Although Big Shuffle was bred in America and not Germany, he also has an outcross pedigree, with no Northern Dancer blood. The first four generations of his pedigree contains several British Classic winners, including the Oaks winner Homeward Bound, Derby winner Owen Tudor and 2,000 Guineas winners Tudor Minstrel, My Babu and Court Martial. These bloodlines, blended with German mares, mean that many of his broodmare daughters will have plenty of opportunities. Big Shuffle finished third behind Acatenango and Dashing Blade among Germany’s broodmare sires in 2011, with one of his daughters being responsible for Tai Chi, High Chaparral’s promising winner of the Group 3 Preis des Winterfavoriten.
Dashing Blade, another of Germany’s champion sires, has the considerable attraction of having Shirley Heights and Sharpen Up as his grandsires. Over the last three years he has progressed from fourth, to third and now second on the broodmare sires’ table. His potential as a broodmare sire could hardly have been better demonstrated than by Stacelita, a four-time Group 1 winner in France who collected two of America’s top turf prizes for fillies and mares in 2011. Two other Dashing Blade mares made their mark in 2011 with their progeny by sons of Sadler’s Wells. First, Earl Of Tinsdal became a Group 1 winner for Black Sam Bellamy and then Sholokhov’s daughter Monami established herself as a Classic prospect with her victory in the Group 3 Preis des Winterkonigin.
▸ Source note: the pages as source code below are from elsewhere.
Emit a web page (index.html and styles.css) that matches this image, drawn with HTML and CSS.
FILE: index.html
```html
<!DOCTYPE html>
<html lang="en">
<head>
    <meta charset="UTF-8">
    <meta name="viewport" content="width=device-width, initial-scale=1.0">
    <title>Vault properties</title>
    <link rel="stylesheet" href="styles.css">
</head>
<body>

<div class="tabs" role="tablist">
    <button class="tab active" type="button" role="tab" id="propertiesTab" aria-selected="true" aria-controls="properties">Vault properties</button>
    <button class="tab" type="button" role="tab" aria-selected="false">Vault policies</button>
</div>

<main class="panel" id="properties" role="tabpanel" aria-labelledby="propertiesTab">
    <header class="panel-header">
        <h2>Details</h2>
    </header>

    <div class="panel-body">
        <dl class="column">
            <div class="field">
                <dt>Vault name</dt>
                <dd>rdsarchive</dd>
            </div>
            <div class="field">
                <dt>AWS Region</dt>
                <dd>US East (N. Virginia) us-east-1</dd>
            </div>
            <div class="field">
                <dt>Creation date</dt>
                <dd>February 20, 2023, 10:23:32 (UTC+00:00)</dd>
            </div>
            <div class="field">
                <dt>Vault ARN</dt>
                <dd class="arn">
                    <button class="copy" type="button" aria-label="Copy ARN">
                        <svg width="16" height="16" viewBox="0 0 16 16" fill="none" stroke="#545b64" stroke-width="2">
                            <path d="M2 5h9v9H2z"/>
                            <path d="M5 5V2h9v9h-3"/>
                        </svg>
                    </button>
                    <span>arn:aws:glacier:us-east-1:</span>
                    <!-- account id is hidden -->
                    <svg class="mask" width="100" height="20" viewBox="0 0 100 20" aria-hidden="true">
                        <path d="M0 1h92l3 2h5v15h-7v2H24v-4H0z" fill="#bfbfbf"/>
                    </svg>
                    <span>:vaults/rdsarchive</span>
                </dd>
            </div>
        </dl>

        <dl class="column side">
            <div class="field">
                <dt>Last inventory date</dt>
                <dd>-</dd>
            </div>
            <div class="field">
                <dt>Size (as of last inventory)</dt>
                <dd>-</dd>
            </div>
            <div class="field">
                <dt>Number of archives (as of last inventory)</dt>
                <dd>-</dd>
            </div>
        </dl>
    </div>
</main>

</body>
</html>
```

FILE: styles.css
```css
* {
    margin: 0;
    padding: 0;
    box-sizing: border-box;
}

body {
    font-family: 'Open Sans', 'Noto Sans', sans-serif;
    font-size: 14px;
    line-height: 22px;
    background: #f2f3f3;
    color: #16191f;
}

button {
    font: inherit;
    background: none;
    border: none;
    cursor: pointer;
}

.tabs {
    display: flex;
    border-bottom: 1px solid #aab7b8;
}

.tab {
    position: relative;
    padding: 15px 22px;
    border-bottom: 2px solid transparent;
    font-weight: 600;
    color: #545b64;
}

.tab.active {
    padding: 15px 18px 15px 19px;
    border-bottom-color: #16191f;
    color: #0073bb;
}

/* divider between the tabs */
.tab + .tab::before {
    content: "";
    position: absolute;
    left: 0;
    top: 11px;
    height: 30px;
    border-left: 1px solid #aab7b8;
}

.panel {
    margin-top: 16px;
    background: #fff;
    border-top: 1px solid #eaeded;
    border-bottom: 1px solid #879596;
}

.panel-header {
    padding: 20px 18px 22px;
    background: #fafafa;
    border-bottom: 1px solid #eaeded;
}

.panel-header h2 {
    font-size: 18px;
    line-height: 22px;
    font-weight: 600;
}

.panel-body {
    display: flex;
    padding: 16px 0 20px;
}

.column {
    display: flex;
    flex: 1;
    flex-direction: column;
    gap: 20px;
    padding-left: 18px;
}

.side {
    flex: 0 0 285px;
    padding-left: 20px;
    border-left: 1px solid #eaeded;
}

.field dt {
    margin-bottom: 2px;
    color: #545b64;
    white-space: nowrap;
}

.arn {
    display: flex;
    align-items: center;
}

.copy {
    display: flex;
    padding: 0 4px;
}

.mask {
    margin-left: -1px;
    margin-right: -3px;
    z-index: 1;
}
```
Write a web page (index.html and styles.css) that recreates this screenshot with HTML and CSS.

In previous years Dashing Blade mares have produced Group 2 winners to In The Wings and Barathea, plus another Group winner by Black Sam Bellamy, so they have a fruitful partnership with Sadler’s Wells.
Lomitas, Germany’s champion sire of 2001, was mainly in the news in 2011 as the sire of the stunning Arc winner Danedream, but he also cropped up as the broodmare sire of good Group winners in the US (the smart turf filly Malibu Pier) and Italy (the Group 1 Premio Roma winner Zazou).